--- START OF GIVEN RECORDS ---

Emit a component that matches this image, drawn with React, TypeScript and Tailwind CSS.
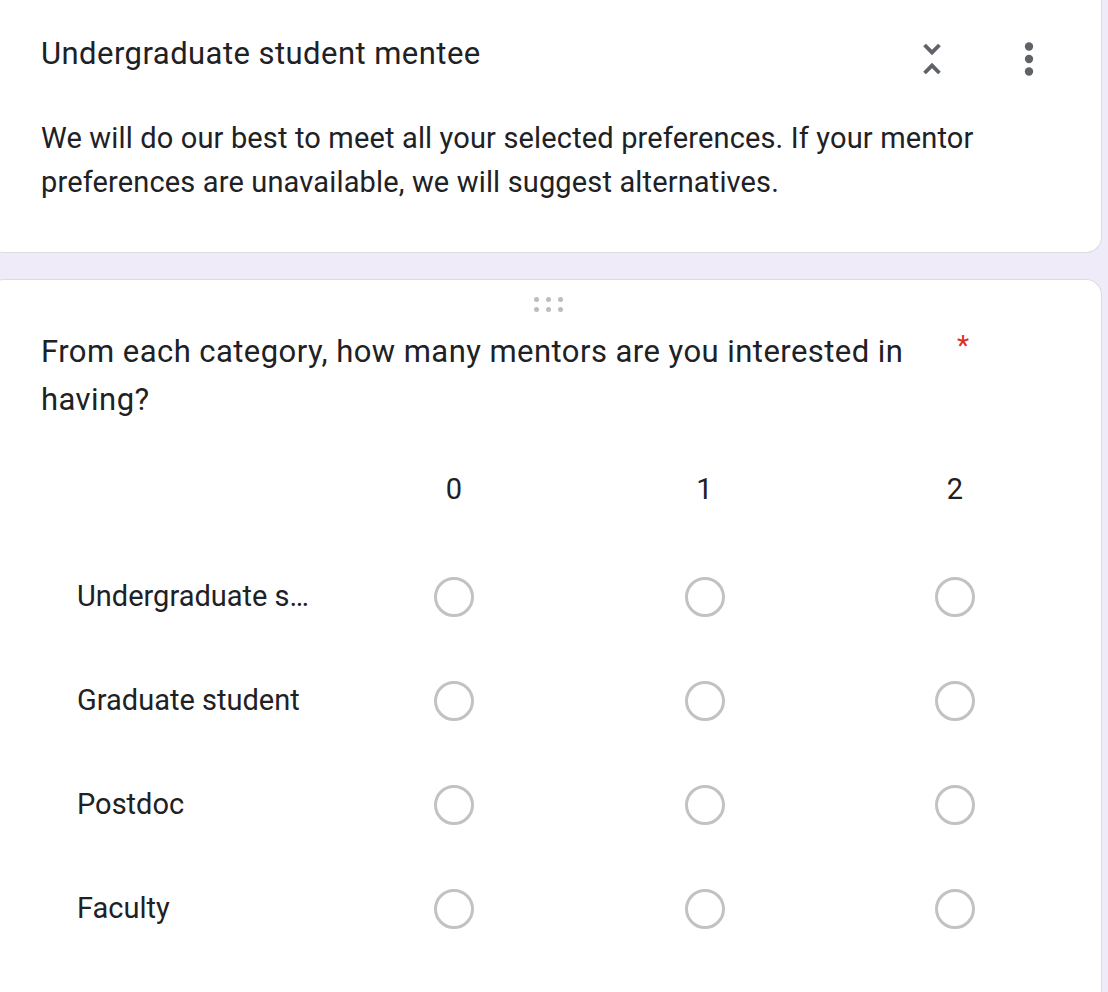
import React from "react";

const ROWS = ["Undergraduate student", "Graduate student", "Postdoc", "Faculty"];
const COLS = ["0", "1", "2"];

function UnfoldLessIcon() {
  return (
    <svg width="46" height="46" viewBox="0 0 24 24" fill="#5f6368">
      <path d="M7.41 18.59L8.83 20 12 16.83 15.17 20l1.41-1.41L12 14l-4.59 4.59zm9.18-13.18L15.17 4 12 7.17 8.83 4 7.41 5.41 12 10l4.59-4.59z" />
    </svg>
  );
}

function MoreVertIcon() {
  return (
    <svg width="50" height="50" viewBox="0 0 24 24" fill="#5f6368">
      <circle cx="12" cy="6" r="2" />
      <circle cx="12" cy="12" r="2" />
      <circle cx="12" cy="18" r="2" />
    </svg>
  );
}

function DragHandle() {
  return (
    <div className="grid grid-cols-3 gap-x-[7px] gap-y-[5px]">
      {Array.from({ length: 6 }).map((_, i) => (
        <span key={i} className="size-[5px] rounded-full bg-[#bdbdbd]" />
      ))}
    </div>
  );
}

function Radio() {
  return <span className="block size-10 rounded-full border-[3px] border-[#c2c2c2]" />;
}

export default function App() {
  return (
    <div
      className="min-h-[992px] w-[1108px] overflow-hidden bg-[#f0ebf8] text-[#202124]"
      style={{ fontFamily: "Roboto, 'Liberation Sans', sans-serif" }}
    >
      <div className="ml-[-12px] w-[1114px] rounded-b-[16px] border border-t-0 border-[#dadce0] bg-white pb-[48px] pl-[52px] pr-[40px]">
        <div className="flex items-start pt-[31px]">
          <h2 className="flex-1 text-[31px] leading-[46px] tracking-[0.45px]">
            Undergraduate student mentee
          </h2>
          <div className="mr-[49px] mt-[5px] flex h-[46px] w-[46px] items-center justify-center">
            <UnfoldLessIcon />
          </div>
          <div className="mr-[7px] mt-[3px] flex h-[50px] w-[50px] items-center justify-center">
            <MoreVertIcon />
          </div>
        </div>
        <p className="mt-[32px] w-[1000px] text-[29px] leading-[44px] tracking-[0.15px]">
          We will do our best to meet all your selected preferences. If your mentor preferences are
          unavailable, we will suggest alternatives.
        </p>
      </div>

      <div className="ml-[-12px] mt-[26px] w-[1114px] rounded-t-[16px] border border-b-0 border-[#dadce0] bg-white pb-[60px] pl-[52px]">
        <div className="flex justify-center pr-[46px] pt-[17px]">
          <DragHandle />
        </div>
        <div className="mt-[16px] flex">
          <p className="w-[880px] text-[31px] leading-[48px] tracking-[0.45px]">
            From each category, how many mentors are you interested in having?
          </p>
          <span className="ml-[36px] mt-[-6px] text-[28px] leading-[48px] text-[#d93025]">*</span>
        </div>

        <div className="mt-[42px] grid grid-cols-[288px_250px_251px_250px]">
          <div className="h-[48px]" />
          {COLS.map((c) => (
            <div key={c} className="flex h-[48px] items-center justify-center text-[29px]">
              {c}
            </div>
          ))}
          <div className="col-span-4 h-[31px]" />
          {ROWS.map((r) => (
            <React.Fragment key={r}>
              <div className="flex h-[104px] items-center pl-[36px] pr-[16px]">
                <span className="truncate text-[29px]">{r}</span>
              </div>
              {COLS.map((c) => (
                <div key={c} className="flex h-[104px] items-center justify-center">
                  <Radio />
                </div>
              ))}
            </React.Fragment>
          ))}
        </div>
      </div>
    </div>
  );
}
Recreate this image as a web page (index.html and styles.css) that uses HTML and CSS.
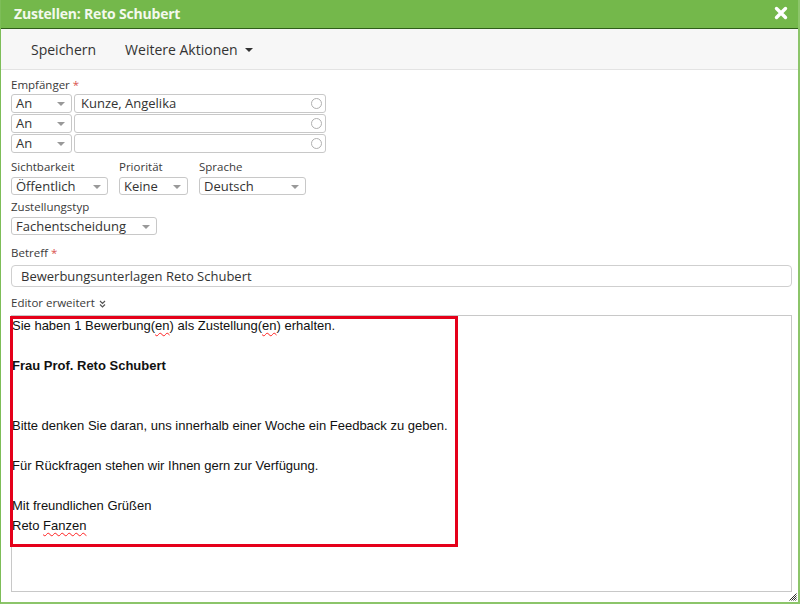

--- END OF GIVEN RECORDS ---

### EXERCISE TASK
Are you able to set down all the lines above exactly, without any pictures?

### PROBLEM SOLUTION
Emit a component that matches this image, drawn with React, TypeScript and Tailwind CSS.
import React from "react";

const ROWS = ["Undergraduate student", "Graduate student", "Postdoc", "Faculty"];
const COLS = ["0", "1", "2"];

function UnfoldLessIcon() {
  return (
    <svg width="46" height="46" viewBox="0 0 24 24" fill="#5f6368">
      <path d="M7.41 18.59L8.83 20 12 16.83 15.17 20l1.41-1.41L12 14l-4.59 4.59zm9.18-13.18L15.17 4 12 7.17 8.83 4 7.41 5.41 12 10l4.59-4.59z" />
    </svg>
  );
}

function MoreVertIcon() {
  return (
    <svg width="50" height="50" viewBox="0 0 24 24" fill="#5f6368">
      <circle cx="12" cy="6" r="2" />
      <circle cx="12" cy="12" r="2" />
      <circle cx="12" cy="18" r="2" />
    </svg>
  );
}

function DragHandle() {
  return (
    <div className="grid grid-cols-3 gap-x-[7px] gap-y-[5px]">
      {Array.from({ length: 6 }).map((_, i) => (
        <span key={i} className="size-[5px] rounded-full bg-[#bdbdbd]" />
      ))}
    </div>
  );
}

function Radio() {
  return <span className="block size-10 rounded-full border-[3px] border-[#c2c2c2]" />;
}

export default function App() {
  return (
    <div
      className="min-h-[992px] w-[1108px] overflow-hidden bg-[#f0ebf8] text-[#202124]"
      style={{ fontFamily: "Roboto, 'Liberation Sans', sans-serif" }}
    >
      <div className="ml-[-12px] w-[1114px] rounded-b-[16px] border border-t-0 border-[#dadce0] bg-white pb-[48px] pl-[52px] pr-[40px]">
        <div className="flex items-start pt-[31px]">
          <h2 className="flex-1 text-[31px] leading-[46px] tracking-[0.45px]">
            Undergraduate student mentee
          </h2>
          <div className="mr-[49px] mt-[5px] flex h-[46px] w-[46px] items-center justify-center">
            <UnfoldLessIcon />
          </div>
          <div className="mr-[7px] mt-[3px] flex h-[50px] w-[50px] items-center justify-center">
            <MoreVertIcon />
          </div>
        </div>
        <p className="mt-[32px] w-[1000px] text-[29px] leading-[44px] tracking-[0.15px]">
          We will do our best to meet all your selected preferences. If your mentor preferences are
          unavailable, we will suggest alternatives.
        </p>
      </div>

      <div className="ml-[-12px] mt-[26px] w-[1114px] rounded-t-[16px] border border-b-0 border-[#dadce0] bg-white pb-[60px] pl-[52px]">
        <div className="flex justify-center pr-[46px] pt-[17px]">
          <DragHandle />
        </div>
        <div className="mt-[16px] flex">
          <p className="w-[880px] text-[31px] leading-[48px] tracking-[0.45px]">
            From each category, how many mentors are you interested in having?
          </p>
          <span className="ml-[36px] mt-[-6px] text-[28px] leading-[48px] text-[#d93025]">*</span>
        </div>

        <div className="mt-[42px] grid grid-cols-[288px_250px_251px_250px]">
          <div className="h-[48px]" />
          {COLS.map((c) => (
            <div key={c} className="flex h-[48px] items-center justify-center text-[29px]">
              {c}
            </div>
          ))}
          <div className="col-span-4 h-[31px]" />
          {ROWS.map((r) => (
            <React.Fragment key={r}>
              <div className="flex h-[104px] items-center pl-[36px] pr-[16px]">
                <span className="truncate text-[29px]">{r}</span>
              </div>
              {COLS.map((c) => (
                <div key={c} className="flex h-[104px] items-center justify-center">
                  <Radio />
                </div>
              ))}
            </React.Fragment>
          ))}
        </div>
      </div>
    </div>
  );
}
Recreate this image as a web page (index.html and styles.css) that uses HTML and CSS.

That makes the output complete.